• _Do this_: Find and copy lines holding "that".

### Recorded information

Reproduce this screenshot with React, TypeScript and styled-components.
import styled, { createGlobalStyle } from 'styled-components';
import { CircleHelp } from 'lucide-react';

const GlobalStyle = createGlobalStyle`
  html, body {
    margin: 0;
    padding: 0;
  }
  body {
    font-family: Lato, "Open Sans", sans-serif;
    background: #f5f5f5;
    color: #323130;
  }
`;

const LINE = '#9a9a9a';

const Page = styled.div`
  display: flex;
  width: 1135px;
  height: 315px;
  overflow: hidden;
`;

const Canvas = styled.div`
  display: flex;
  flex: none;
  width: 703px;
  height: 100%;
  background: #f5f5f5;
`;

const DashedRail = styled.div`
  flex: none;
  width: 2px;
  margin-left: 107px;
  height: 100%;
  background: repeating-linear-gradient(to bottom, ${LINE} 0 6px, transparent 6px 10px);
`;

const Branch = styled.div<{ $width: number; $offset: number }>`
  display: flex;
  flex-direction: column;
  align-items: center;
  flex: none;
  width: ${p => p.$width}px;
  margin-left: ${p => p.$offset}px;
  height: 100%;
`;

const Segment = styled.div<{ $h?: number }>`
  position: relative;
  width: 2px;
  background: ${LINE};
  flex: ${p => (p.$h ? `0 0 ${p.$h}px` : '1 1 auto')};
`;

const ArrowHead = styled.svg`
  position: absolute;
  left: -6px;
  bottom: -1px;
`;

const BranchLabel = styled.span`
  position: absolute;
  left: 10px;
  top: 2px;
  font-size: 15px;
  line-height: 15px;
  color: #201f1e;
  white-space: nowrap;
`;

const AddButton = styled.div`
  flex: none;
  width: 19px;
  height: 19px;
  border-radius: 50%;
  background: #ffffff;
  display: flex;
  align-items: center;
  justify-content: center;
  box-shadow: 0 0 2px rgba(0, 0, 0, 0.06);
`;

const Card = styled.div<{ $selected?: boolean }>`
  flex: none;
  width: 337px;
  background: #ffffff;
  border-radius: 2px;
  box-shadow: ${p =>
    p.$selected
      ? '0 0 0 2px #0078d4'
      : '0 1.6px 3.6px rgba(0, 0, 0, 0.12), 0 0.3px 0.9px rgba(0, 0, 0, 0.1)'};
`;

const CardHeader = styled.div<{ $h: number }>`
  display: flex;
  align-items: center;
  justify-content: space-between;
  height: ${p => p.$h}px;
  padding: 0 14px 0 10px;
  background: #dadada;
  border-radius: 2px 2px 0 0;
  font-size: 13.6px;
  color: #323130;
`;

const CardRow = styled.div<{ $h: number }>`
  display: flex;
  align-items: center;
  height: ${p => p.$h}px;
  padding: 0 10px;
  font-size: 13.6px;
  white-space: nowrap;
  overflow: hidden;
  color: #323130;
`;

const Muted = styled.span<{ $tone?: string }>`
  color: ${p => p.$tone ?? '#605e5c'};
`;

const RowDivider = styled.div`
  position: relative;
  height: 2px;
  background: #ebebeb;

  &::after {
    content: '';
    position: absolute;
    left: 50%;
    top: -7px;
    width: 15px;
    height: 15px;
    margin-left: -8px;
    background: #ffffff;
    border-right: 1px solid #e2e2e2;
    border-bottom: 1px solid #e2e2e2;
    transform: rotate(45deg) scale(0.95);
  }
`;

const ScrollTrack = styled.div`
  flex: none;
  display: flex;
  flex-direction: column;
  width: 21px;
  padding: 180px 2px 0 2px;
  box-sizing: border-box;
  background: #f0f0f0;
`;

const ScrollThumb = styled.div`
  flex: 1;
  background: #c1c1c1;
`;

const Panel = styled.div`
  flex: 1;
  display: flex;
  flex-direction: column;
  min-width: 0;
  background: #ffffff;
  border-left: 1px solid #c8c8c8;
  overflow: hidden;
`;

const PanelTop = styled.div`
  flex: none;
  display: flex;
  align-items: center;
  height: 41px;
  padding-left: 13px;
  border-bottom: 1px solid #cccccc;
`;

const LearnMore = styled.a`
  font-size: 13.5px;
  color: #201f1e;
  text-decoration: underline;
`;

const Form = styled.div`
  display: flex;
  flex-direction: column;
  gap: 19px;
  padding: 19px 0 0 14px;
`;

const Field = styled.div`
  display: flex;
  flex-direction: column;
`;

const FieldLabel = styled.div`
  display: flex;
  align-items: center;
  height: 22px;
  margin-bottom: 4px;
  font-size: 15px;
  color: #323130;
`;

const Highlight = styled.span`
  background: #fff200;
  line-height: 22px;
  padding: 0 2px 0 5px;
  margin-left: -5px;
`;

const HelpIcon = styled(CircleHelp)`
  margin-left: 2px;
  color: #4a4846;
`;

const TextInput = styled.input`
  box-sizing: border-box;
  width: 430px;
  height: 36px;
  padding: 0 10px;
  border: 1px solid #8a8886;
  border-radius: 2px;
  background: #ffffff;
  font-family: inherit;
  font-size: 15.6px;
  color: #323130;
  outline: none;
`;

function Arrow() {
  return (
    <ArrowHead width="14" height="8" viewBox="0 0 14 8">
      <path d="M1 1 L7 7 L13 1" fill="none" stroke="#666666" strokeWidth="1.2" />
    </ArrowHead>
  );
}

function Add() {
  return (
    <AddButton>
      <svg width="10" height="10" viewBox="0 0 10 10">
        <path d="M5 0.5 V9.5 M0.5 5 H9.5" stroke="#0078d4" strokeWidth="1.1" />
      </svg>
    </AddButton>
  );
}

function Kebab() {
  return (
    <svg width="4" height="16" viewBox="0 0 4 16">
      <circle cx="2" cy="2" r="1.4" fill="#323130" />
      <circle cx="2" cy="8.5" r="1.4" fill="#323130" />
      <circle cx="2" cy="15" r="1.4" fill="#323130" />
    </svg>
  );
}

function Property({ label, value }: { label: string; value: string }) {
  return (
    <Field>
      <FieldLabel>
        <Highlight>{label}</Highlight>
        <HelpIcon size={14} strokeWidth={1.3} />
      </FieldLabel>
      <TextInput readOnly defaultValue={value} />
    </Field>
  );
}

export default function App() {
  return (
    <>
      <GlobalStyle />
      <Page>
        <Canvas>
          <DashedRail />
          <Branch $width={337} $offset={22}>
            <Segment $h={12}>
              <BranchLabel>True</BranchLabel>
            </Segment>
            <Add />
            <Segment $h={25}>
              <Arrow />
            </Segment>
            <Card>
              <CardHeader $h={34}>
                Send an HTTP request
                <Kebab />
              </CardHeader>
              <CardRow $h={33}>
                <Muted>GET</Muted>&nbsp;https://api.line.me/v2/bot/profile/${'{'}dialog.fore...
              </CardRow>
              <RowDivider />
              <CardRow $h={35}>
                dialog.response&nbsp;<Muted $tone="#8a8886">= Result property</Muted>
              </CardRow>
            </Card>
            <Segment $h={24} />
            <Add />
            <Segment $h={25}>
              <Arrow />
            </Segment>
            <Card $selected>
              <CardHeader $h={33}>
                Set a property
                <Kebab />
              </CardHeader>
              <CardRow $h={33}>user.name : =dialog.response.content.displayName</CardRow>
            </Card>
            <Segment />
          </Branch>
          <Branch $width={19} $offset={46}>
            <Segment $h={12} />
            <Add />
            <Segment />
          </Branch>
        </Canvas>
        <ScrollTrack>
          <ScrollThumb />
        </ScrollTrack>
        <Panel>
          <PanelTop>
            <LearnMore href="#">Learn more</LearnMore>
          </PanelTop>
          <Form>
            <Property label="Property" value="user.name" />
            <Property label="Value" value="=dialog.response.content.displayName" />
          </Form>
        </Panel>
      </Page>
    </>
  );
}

######
### Recorded information

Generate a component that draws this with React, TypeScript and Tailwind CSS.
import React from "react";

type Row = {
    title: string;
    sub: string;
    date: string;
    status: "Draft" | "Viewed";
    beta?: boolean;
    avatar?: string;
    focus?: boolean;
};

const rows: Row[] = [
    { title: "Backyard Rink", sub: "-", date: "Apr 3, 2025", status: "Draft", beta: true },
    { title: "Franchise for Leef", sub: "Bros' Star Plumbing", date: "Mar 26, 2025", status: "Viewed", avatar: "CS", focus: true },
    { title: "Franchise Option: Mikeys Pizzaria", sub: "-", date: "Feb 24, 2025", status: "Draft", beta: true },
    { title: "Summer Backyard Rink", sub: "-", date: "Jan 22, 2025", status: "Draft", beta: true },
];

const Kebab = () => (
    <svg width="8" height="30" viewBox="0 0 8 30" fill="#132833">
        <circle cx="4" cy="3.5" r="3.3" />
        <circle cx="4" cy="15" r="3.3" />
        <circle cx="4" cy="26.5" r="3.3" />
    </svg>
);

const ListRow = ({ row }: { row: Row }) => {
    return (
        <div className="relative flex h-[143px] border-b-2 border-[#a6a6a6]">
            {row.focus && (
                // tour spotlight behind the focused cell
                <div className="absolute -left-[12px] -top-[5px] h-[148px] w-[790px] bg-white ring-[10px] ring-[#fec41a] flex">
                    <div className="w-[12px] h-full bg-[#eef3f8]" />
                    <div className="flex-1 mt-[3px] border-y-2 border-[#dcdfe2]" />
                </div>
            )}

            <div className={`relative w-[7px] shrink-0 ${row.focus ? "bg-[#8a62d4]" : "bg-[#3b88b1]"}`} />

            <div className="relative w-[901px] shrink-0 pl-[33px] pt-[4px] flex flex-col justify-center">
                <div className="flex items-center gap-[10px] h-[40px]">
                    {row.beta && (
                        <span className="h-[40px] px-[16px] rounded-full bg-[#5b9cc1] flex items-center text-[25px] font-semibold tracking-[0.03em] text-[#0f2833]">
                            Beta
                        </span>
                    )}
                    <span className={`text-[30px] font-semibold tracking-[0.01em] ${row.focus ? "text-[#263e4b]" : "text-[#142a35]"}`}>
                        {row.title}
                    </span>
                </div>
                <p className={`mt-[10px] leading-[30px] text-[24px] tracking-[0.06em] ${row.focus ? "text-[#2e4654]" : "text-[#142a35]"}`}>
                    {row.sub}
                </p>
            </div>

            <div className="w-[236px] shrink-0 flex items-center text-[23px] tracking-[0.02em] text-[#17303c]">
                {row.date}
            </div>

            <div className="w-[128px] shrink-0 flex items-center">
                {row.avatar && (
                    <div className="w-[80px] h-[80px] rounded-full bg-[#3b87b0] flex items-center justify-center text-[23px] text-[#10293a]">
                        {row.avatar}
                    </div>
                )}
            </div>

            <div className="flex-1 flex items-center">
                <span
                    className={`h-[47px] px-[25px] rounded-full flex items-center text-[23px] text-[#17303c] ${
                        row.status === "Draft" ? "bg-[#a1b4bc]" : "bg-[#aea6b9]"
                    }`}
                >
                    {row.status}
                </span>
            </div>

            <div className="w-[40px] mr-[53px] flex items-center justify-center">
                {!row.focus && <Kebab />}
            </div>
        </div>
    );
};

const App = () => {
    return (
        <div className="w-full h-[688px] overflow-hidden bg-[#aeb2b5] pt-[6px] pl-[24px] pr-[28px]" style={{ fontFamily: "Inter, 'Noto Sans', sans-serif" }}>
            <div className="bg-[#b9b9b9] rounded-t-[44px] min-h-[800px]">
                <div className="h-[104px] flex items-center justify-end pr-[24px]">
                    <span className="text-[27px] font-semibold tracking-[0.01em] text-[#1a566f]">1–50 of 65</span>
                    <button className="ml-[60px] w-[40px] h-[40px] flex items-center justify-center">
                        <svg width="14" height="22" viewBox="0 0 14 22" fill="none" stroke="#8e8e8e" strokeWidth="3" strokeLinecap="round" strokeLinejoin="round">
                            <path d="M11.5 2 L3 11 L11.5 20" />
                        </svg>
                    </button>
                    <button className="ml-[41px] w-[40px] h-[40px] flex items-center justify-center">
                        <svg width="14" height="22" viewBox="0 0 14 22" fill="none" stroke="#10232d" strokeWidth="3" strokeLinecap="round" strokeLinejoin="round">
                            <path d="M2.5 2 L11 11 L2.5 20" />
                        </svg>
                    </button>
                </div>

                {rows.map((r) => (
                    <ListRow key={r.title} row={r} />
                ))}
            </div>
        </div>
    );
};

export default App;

######
### Recorded information

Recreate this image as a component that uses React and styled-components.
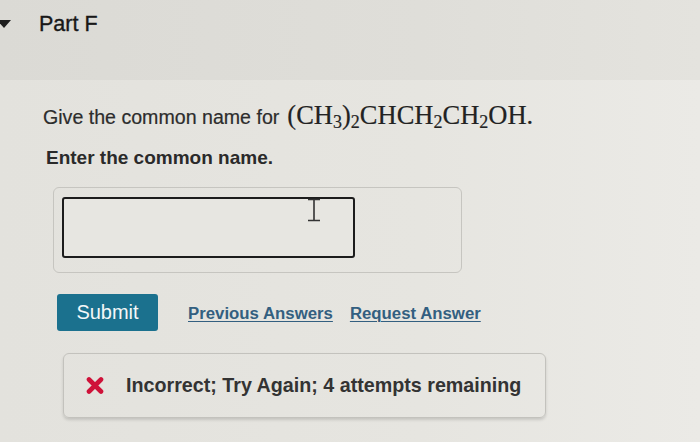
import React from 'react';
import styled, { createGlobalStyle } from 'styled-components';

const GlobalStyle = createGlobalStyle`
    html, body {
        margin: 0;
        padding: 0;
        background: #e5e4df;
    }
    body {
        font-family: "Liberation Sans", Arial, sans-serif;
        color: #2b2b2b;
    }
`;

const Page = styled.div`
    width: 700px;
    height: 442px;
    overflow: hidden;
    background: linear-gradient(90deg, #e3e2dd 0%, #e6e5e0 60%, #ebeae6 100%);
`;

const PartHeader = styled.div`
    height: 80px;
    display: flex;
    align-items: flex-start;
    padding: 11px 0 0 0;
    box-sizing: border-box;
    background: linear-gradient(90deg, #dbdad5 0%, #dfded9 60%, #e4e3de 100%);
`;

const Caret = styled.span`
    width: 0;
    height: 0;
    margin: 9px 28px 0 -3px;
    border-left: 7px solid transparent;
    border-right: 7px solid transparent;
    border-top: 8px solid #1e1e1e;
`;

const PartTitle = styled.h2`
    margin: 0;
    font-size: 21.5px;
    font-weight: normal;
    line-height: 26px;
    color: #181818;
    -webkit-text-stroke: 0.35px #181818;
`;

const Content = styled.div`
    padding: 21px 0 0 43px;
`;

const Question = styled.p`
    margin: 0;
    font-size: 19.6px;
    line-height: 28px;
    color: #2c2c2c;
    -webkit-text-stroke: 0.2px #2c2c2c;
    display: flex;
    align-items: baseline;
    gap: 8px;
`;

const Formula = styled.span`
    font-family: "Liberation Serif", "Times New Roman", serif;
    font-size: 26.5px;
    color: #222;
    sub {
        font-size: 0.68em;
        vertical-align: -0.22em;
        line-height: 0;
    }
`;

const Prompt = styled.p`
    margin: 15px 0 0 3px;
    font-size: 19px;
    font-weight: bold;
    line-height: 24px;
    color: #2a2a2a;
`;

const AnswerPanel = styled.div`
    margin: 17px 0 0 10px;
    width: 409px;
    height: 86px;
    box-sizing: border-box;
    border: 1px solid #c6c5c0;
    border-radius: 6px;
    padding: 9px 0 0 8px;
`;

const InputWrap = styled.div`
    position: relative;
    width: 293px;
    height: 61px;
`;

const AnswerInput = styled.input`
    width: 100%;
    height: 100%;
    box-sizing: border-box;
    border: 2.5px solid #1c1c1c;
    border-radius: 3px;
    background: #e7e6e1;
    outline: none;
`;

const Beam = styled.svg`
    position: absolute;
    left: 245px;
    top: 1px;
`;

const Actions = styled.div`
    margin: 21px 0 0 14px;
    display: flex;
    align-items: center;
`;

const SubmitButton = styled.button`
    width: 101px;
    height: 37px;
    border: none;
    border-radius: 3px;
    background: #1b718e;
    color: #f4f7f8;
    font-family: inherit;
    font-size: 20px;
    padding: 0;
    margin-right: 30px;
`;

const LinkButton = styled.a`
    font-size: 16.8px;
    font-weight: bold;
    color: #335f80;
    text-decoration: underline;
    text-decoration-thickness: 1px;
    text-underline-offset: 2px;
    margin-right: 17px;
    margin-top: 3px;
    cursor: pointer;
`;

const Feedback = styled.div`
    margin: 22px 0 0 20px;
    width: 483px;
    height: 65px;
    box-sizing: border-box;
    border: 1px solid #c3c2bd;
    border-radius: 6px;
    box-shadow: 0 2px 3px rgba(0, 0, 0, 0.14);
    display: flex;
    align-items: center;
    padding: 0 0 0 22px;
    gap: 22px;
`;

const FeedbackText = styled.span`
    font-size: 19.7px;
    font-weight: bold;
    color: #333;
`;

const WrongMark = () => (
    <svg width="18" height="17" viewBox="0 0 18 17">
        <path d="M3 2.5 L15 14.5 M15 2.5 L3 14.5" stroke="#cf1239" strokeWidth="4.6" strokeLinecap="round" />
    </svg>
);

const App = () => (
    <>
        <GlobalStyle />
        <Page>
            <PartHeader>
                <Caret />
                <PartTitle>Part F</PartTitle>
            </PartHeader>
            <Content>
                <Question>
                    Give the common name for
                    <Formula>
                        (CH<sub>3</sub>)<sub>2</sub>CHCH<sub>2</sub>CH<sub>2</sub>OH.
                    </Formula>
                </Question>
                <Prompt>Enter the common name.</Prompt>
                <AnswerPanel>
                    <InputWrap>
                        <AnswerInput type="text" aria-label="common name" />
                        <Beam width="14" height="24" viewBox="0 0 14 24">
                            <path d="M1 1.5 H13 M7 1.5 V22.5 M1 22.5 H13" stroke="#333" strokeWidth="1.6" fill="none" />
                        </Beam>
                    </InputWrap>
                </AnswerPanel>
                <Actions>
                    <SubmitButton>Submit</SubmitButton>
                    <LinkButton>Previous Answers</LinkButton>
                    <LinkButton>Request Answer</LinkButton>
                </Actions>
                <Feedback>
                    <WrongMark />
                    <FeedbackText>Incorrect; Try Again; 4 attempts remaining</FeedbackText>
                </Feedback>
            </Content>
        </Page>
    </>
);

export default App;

######

• _Final answer_:
Generate a component that draws this with React, TypeScript and Tailwind CSS.
Recreate this image as a component that uses React and styled-components.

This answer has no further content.